I can't say I've ever seen only one bank firing injectors before. Knowing the layout of the transistors that control the injectors inside the computer, I can't even see how a single burnt trace could take out only one bank. I could see it taking out two on each bank though.
Your code 15 can point towards very unpredictable behavior though. 15 can be caused by 2 things. Power or ground interrupt to the PCM, or a corrupt rom (whether stock or aftermarket chip).
Basically, if you have power on pin 1 at all times, your grounds are good, you don't have an aftermarket chip, and you still get code 15, then the rom failed checksum.

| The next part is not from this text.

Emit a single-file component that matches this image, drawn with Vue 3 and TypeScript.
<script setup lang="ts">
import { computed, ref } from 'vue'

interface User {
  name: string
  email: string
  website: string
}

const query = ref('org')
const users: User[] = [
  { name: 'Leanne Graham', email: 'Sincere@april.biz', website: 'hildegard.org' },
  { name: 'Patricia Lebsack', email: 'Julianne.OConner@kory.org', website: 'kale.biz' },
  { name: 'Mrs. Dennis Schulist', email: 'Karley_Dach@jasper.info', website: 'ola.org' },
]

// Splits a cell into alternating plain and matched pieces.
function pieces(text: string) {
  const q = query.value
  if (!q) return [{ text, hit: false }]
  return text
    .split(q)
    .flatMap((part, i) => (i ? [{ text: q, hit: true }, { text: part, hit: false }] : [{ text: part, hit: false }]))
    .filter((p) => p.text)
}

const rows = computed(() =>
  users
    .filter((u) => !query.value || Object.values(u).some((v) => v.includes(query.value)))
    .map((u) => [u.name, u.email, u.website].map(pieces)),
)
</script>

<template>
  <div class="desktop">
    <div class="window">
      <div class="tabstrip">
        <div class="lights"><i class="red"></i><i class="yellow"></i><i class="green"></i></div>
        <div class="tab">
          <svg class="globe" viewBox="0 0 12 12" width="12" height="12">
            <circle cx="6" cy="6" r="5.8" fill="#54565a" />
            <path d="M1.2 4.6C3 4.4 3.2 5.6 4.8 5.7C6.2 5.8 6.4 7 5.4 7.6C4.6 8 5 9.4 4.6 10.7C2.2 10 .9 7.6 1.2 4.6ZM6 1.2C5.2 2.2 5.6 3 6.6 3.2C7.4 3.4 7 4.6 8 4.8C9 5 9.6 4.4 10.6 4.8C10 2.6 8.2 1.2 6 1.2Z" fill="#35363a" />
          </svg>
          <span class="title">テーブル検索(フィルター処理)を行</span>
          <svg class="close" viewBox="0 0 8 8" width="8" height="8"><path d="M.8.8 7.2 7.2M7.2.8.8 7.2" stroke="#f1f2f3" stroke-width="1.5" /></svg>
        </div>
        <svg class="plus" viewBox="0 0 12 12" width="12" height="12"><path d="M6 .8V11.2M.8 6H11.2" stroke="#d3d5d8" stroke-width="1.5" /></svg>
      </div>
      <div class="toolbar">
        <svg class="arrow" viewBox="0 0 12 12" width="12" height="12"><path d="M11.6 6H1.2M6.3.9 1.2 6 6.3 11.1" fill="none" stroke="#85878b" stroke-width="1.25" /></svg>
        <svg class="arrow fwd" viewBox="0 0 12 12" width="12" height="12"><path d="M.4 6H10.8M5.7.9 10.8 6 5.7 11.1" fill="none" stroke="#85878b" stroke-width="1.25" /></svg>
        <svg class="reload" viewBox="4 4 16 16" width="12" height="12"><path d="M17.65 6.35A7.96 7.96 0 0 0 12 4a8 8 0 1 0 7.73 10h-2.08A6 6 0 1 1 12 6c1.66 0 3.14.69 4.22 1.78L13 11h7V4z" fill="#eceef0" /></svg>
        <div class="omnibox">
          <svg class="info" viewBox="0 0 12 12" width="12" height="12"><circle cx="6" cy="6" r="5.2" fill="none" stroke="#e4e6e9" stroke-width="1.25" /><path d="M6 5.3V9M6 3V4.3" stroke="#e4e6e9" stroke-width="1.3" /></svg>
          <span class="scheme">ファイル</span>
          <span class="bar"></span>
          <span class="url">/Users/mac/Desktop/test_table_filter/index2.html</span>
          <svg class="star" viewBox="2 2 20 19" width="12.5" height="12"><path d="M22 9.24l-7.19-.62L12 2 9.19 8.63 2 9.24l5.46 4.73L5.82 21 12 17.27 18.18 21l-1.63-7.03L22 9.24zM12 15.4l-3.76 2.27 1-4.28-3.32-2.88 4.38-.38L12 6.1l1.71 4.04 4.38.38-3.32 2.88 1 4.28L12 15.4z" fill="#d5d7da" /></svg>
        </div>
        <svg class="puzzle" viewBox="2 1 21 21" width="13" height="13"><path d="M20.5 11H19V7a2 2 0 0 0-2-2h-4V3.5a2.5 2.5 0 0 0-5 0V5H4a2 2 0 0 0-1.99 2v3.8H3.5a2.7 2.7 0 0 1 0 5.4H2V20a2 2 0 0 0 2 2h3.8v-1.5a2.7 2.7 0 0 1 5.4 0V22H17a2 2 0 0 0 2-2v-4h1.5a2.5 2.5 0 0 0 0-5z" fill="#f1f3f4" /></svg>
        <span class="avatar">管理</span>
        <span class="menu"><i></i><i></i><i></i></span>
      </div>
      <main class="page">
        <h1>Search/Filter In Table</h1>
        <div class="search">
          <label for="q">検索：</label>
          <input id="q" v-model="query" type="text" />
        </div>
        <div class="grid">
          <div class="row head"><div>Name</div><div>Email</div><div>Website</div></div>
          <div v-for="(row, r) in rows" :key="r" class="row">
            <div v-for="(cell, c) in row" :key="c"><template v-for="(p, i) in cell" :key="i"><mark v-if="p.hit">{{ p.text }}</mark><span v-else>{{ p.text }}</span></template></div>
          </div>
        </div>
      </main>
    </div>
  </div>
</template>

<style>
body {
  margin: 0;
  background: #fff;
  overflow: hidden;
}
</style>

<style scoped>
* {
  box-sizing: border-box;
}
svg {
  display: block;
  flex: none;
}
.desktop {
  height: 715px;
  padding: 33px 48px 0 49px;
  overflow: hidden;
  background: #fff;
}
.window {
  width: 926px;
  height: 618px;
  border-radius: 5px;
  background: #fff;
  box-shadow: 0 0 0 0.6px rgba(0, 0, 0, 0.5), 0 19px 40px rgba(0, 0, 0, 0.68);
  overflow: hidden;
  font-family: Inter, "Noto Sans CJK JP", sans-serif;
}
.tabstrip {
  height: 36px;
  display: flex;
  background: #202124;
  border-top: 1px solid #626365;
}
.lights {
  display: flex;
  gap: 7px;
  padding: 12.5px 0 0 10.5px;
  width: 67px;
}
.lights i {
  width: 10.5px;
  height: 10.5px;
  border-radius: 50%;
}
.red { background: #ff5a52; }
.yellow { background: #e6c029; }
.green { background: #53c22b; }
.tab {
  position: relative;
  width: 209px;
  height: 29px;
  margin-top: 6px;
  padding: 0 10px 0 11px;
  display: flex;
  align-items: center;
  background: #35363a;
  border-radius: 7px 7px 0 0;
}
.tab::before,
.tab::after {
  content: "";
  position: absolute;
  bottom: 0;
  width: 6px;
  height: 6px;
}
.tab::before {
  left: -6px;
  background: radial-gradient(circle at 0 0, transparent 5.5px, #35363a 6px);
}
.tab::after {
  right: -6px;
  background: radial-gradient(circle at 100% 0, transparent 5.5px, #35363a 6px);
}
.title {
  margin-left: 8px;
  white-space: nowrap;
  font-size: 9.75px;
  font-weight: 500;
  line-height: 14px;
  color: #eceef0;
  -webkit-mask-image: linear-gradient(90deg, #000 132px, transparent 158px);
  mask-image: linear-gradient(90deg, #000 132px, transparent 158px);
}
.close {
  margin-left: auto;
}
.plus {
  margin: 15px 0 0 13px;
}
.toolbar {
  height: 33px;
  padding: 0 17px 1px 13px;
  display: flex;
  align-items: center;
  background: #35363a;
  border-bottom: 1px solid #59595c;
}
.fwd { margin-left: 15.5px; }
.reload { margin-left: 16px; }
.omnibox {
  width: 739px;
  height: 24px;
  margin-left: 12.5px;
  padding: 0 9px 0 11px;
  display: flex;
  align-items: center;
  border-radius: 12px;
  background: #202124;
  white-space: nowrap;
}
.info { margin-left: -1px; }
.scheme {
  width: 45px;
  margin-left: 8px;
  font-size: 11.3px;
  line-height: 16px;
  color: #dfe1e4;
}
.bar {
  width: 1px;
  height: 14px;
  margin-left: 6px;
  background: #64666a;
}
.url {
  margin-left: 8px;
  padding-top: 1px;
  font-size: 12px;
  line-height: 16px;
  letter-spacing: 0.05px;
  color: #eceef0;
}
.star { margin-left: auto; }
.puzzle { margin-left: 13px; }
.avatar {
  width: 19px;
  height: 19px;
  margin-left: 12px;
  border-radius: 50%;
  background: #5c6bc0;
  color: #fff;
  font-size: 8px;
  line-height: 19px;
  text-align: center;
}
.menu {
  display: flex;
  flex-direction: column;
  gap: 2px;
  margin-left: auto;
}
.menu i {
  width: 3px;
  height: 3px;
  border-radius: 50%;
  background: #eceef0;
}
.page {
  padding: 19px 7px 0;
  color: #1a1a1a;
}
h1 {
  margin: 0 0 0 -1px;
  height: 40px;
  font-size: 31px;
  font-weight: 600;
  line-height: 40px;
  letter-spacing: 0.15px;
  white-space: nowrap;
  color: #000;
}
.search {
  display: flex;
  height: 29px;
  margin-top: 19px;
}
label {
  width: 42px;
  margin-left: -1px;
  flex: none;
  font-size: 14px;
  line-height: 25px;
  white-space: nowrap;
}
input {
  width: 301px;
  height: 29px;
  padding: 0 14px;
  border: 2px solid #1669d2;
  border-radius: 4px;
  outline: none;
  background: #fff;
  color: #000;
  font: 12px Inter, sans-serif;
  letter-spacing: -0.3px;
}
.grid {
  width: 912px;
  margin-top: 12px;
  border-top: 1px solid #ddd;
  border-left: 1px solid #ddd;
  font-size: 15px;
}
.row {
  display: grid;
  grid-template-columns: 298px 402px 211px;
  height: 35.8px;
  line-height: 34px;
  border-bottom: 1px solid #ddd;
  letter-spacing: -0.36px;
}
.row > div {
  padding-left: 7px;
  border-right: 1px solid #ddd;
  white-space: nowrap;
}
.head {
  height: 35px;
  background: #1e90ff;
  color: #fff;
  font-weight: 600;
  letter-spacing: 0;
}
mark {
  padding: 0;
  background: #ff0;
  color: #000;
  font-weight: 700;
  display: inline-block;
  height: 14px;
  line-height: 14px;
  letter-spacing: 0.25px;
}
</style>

The calibration (tune) is stored in the rom chip in the PCM. It's a bunch of zeros and ones at this level. When you turn the key on the computer does a quick self check, it adds up all of those ones and zeros based on a formula of their positions and comes up with a value (checksum). It compares this value to a value stored in the PCM of what the checksum should be. Let's say the stored value is 55555 and on the self check it calculates a value 55556, well, that's wrong so it throws code 15.
That one digit being off means that there is a one or zero that is out of place in the tune. It could be something you'd never realize like commanding 27 degrees of spark advance in a table instead of 28. Or, it could be something huge like the computer thinking it's a 4 cylinder instead of 8. When a PCM fails checksum, you just can't trust it anymore.
An aftermarket chip just replaces the entire rom with a custom one. It's common for aftermarket chips to throw code 15 because often the guy writing the tune doesn't recalculate the checksum and store the new value. This was very common in the early days, but even today depending on the software used by the tuner I still see it from time to time. Removing the chip returns the PCM back to the factory state and 15 usually goes away. I've also written chips with the correct checksum value and had them do just fine in a PCM with a corrupt rom.